> _WHAT YOU NEED TO DO_:
Leave the pictures out. Return all other data exactly.

--- start ---

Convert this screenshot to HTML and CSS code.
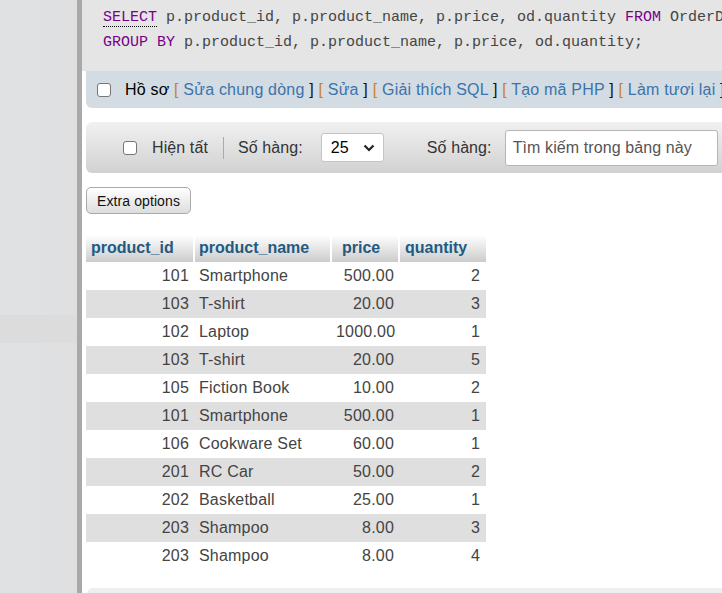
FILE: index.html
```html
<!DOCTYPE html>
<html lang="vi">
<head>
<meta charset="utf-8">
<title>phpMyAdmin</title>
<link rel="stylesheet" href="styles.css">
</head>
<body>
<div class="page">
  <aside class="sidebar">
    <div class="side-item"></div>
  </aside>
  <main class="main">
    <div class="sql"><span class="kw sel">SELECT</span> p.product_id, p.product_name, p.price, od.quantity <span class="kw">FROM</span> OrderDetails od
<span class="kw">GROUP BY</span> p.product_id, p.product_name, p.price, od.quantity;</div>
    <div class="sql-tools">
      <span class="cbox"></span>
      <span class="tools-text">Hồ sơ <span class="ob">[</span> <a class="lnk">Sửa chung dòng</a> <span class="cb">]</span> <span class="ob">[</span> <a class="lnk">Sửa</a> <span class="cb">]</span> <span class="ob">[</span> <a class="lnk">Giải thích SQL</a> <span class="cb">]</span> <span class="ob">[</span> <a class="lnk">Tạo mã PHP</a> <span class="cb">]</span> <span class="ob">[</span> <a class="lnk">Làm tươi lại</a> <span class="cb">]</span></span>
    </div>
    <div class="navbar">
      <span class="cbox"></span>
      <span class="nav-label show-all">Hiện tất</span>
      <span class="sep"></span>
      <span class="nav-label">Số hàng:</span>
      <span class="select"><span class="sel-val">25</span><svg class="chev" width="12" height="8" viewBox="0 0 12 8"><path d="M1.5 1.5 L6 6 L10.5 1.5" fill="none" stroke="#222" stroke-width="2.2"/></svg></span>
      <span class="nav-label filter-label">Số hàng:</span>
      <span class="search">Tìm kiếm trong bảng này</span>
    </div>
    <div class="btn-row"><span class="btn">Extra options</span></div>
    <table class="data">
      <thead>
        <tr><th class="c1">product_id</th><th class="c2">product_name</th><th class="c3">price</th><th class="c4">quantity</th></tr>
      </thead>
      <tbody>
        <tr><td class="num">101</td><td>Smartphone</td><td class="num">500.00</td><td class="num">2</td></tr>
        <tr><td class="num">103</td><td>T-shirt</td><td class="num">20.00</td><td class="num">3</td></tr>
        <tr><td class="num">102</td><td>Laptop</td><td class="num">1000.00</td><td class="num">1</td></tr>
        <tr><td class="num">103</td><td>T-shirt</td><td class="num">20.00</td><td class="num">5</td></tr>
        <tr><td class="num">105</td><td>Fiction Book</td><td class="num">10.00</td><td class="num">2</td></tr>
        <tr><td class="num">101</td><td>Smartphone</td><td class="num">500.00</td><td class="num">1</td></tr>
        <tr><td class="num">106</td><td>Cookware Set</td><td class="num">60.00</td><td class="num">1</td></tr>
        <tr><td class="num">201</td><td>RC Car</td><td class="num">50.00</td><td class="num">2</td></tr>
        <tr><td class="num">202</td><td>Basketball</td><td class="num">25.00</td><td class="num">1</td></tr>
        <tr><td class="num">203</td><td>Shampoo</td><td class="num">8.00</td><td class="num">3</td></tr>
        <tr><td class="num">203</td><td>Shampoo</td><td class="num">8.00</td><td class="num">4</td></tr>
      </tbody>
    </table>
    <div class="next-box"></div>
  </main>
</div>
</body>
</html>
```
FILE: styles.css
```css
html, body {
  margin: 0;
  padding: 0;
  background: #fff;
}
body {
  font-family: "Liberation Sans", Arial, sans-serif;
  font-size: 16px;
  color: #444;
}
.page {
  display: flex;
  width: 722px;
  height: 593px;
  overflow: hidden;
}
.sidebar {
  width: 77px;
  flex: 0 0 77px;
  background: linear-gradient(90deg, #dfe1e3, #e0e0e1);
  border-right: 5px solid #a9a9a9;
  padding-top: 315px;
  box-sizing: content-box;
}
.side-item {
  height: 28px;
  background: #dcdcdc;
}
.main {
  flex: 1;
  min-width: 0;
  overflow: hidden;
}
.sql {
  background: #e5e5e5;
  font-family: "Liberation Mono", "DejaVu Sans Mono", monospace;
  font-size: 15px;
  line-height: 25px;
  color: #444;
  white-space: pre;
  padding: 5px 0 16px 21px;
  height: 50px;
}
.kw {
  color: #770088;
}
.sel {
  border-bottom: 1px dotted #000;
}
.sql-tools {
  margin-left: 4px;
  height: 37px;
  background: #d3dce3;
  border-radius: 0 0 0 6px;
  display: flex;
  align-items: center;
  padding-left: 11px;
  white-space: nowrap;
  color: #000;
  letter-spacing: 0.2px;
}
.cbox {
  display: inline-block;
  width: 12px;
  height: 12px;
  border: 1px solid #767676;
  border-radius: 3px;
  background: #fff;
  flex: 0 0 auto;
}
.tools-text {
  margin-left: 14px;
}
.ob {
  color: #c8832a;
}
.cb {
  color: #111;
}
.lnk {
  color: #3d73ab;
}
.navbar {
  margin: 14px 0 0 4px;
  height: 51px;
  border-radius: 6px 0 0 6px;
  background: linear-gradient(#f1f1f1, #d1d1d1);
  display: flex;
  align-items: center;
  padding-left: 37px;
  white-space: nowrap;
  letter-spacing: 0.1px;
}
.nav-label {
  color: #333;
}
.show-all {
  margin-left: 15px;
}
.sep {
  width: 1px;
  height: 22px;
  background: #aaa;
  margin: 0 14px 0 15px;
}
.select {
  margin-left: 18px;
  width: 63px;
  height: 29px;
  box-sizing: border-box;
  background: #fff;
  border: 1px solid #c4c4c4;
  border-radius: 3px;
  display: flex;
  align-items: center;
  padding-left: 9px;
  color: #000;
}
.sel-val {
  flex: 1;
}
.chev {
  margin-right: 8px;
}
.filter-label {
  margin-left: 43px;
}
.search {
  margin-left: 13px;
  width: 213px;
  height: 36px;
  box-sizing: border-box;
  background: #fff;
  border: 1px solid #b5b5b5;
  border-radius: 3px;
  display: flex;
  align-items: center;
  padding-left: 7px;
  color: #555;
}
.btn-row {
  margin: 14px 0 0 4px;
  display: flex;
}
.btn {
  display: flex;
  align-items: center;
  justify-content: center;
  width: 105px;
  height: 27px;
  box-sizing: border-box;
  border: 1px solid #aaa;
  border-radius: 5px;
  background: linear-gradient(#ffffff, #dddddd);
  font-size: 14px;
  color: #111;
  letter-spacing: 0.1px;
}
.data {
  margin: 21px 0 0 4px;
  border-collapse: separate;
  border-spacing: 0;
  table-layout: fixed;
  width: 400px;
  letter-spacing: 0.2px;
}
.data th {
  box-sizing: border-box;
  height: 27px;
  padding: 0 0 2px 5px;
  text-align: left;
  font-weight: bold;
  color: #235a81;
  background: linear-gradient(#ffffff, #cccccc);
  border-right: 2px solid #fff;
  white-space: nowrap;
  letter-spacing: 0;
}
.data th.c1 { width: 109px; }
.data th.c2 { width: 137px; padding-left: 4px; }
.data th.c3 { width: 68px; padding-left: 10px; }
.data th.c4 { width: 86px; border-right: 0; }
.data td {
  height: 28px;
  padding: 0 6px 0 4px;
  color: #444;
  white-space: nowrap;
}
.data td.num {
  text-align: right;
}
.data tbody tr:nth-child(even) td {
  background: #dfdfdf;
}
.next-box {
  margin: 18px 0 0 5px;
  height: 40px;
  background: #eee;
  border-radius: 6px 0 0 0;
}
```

--- end ---

> _OUTPUT BELOW_:
Convert this screenshot to HTML and CSS code.
FILE: index.html
```html
<!DOCTYPE html>
<html lang="vi">
<head>
<meta charset="utf-8">
<title>phpMyAdmin</title>
<link rel="stylesheet" href="styles.css">
</head>
<body>
<div class="page">
  <aside class="sidebar">
    <div class="side-item"></div>
  </aside>
  <main class="main">
    <div class="sql"><span class="kw sel">SELECT</span> p.product_id, p.product_name, p.price, od.quantity <span class="kw">FROM</span> OrderDetails od
<span class="kw">GROUP BY</span> p.product_id, p.product_name, p.price, od.quantity;</div>
    <div class="sql-tools">
      <span class="cbox"></span>
      <span class="tools-text">Hồ sơ <span class="ob">[</span> <a class="lnk">Sửa chung dòng</a> <span class="cb">]</span> <span class="ob">[</span> <a class="lnk">Sửa</a> <span class="cb">]</span> <span class="ob">[</span> <a class="lnk">Giải thích SQL</a> <span class="cb">]</span> <span class="ob">[</span> <a class="lnk">Tạo mã PHP</a> <span class="cb">]</span> <span class="ob">[</span> <a class="lnk">Làm tươi lại</a> <span class="cb">]</span></span>
    </div>
    <div class="navbar">
      <span class="cbox"></span>
      <span class="nav-label show-all">Hiện tất</span>
      <span class="sep"></span>
      <span class="nav-label">Số hàng:</span>
      <span class="select"><span class="sel-val">25</span><svg class="chev" width="12" height="8" viewBox="0 0 12 8"><path d="M1.5 1.5 L6 6 L10.5 1.5" fill="none" stroke="#222" stroke-width="2.2"/></svg></span>
      <span class="nav-label filter-label">Số hàng:</span>
      <span class="search">Tìm kiếm trong bảng này</span>
    </div>
    <div class="btn-row"><span class="btn">Extra options</span></div>
    <table class="data">
      <thead>
        <tr><th class="c1">product_id</th><th class="c2">product_name</th><th class="c3">price</th><th class="c4">quantity</th></tr>
      </thead>
      <tbody>
        <tr><td class="num">101</td><td>Smartphone</td><td class="num">500.00</td><td class="num">2</td></tr>
        <tr><td class="num">103</td><td>T-shirt</td><td class="num">20.00</td><td class="num">3</td></tr>
        <tr><td class="num">102</td><td>Laptop</td><td class="num">1000.00</td><td class="num">1</td></tr>
        <tr><td class="num">103</td><td>T-shirt</td><td class="num">20.00</td><td class="num">5</td></tr>
        <tr><td class="num">105</td><td>Fiction Book</td><td class="num">10.00</td><td class="num">2</td></tr>
        <tr><td class="num">101</td><td>Smartphone</td><td class="num">500.00</td><td class="num">1</td></tr>
        <tr><td class="num">106</td><td>Cookware Set</td><td class="num">60.00</td><td class="num">1</td></tr>
        <tr><td class="num">201</td><td>RC Car</td><td class="num">50.00</td><td class="num">2</td></tr>
        <tr><td class="num">202</td><td>Basketball</td><td class="num">25.00</td><td class="num">1</td></tr>
        <tr><td class="num">203</td><td>Shampoo</td><td class="num">8.00</td><td class="num">3</td></tr>
        <tr><td class="num">203</td><td>Shampoo</td><td class="num">8.00</td><td class="num">4</td></tr>
      </tbody>
    </table>
    <div class="next-box"></div>
  </main>
</div>
</body>
</html>
```
FILE: styles.css
```css
html, body {
  margin: 0;
  padding: 0;
  background: #fff;
}
body {
  font-family: "Liberation Sans", Arial, sans-serif;
  font-size: 16px;
  color: #444;
}
.page {
  display: flex;
  width: 722px;
  height: 593px;
  overflow: hidden;
}
.sidebar {
  width: 77px;
  flex: 0 0 77px;
  background: linear-gradient(90deg, #dfe1e3, #e0e0e1);
  border-right: 5px solid #a9a9a9;
  padding-top: 315px;
  box-sizing: content-box;
}
.side-item {
  height: 28px;
  background: #dcdcdc;
}
.main {
  flex: 1;
  min-width: 0;
  overflow: hidden;
}
.sql {
  background: #e5e5e5;
  font-family: "Liberation Mono", "DejaVu Sans Mono", monospace;
  font-size: 15px;
  line-height: 25px;
  color: #444;
  white-space: pre;
  padding: 5px 0 16px 21px;
  height: 50px;
}
.kw {
  color: #770088;
}
.sel {
  border-bottom: 1px dotted #000;
}
.sql-tools {
  margin-left: 4px;
  height: 37px;
  background: #d3dce3;
  border-radius: 0 0 0 6px;
  display: flex;
  align-items: center;
  padding-left: 11px;
  white-space: nowrap;
  color: #000;
  letter-spacing: 0.2px;
}
.cbox {
  display: inline-block;
  width: 12px;
  height: 12px;
  border: 1px solid #767676;
  border-radius: 3px;
  background: #fff;
  flex: 0 0 auto;
}
.tools-text {
  margin-left: 14px;
}
.ob {
  color: #c8832a;
}
.cb {
  color: #111;
}
.lnk {
  color: #3d73ab;
}
.navbar {
  margin: 14px 0 0 4px;
  height: 51px;
  border-radius: 6px 0 0 6px;
  background: linear-gradient(#f1f1f1, #d1d1d1);
  display: flex;
  align-items: center;
  padding-left: 37px;
  white-space: nowrap;
  letter-spacing: 0.1px;
}
.nav-label {
  color: #333;
}
.show-all {
  margin-left: 15px;
}
.sep {
  width: 1px;
  height: 22px;
  background: #aaa;
  margin: 0 14px 0 15px;
}
.select {
  margin-left: 18px;
  width: 63px;
  height: 29px;
  box-sizing: border-box;
  background: #fff;
  border: 1px solid #c4c4c4;
  border-radius: 3px;
  display: flex;
  align-items: center;
  padding-left: 9px;
  color: #000;
}
.sel-val {
  flex: 1;
}
.chev {
  margin-right: 8px;
}
.filter-label {
  margin-left: 43px;
}
.search {
  margin-left: 13px;
  width: 213px;
  height: 36px;
  box-sizing: border-box;
  background: #fff;
  border: 1px solid #b5b5b5;
  border-radius: 3px;
  display: flex;
  align-items: center;
  padding-left: 7px;
  color: #555;
}
.btn-row {
  margin: 14px 0 0 4px;
  display: flex;
}
.btn {
  display: flex;
  align-items: center;
  justify-content: center;
  width: 105px;
  height: 27px;
  box-sizing: border-box;
  border: 1px solid #aaa;
  border-radius: 5px;
  background: linear-gradient(#ffffff, #dddddd);
  font-size: 14px;
  color: #111;
  letter-spacing: 0.1px;
}
.data {
  margin: 21px 0 0 4px;
  border-collapse: separate;
  border-spacing: 0;
  table-layout: fixed;
  width: 400px;
  letter-spacing: 0.2px;
}
.data th {
  box-sizing: border-box;
  height: 27px;
  padding: 0 0 2px 5px;
  text-align: left;
  font-weight: bold;
  color: #235a81;
  background: linear-gradient(#ffffff, #cccccc);
  border-right: 2px solid #fff;
  white-space: nowrap;
  letter-spacing: 0;
}
.data th.c1 { width: 109px; }
.data th.c2 { width: 137px; padding-left: 4px; }
.data th.c3 { width: 68px; padding-left: 10px; }
.data th.c4 { width: 86px; border-right: 0; }
.data td {
  height: 28px;
  padding: 0 6px 0 4px;
  color: #444;
  white-space: nowrap;
}
.data td.num {
  text-align: right;
}
.data tbody tr:nth-child(even) td {
  background: #dfdfdf;
}
.next-box {
  margin: 18px 0 0 5px;
  height: 40px;
  background: #eee;
  border-radius: 6px 0 0 0;
}
```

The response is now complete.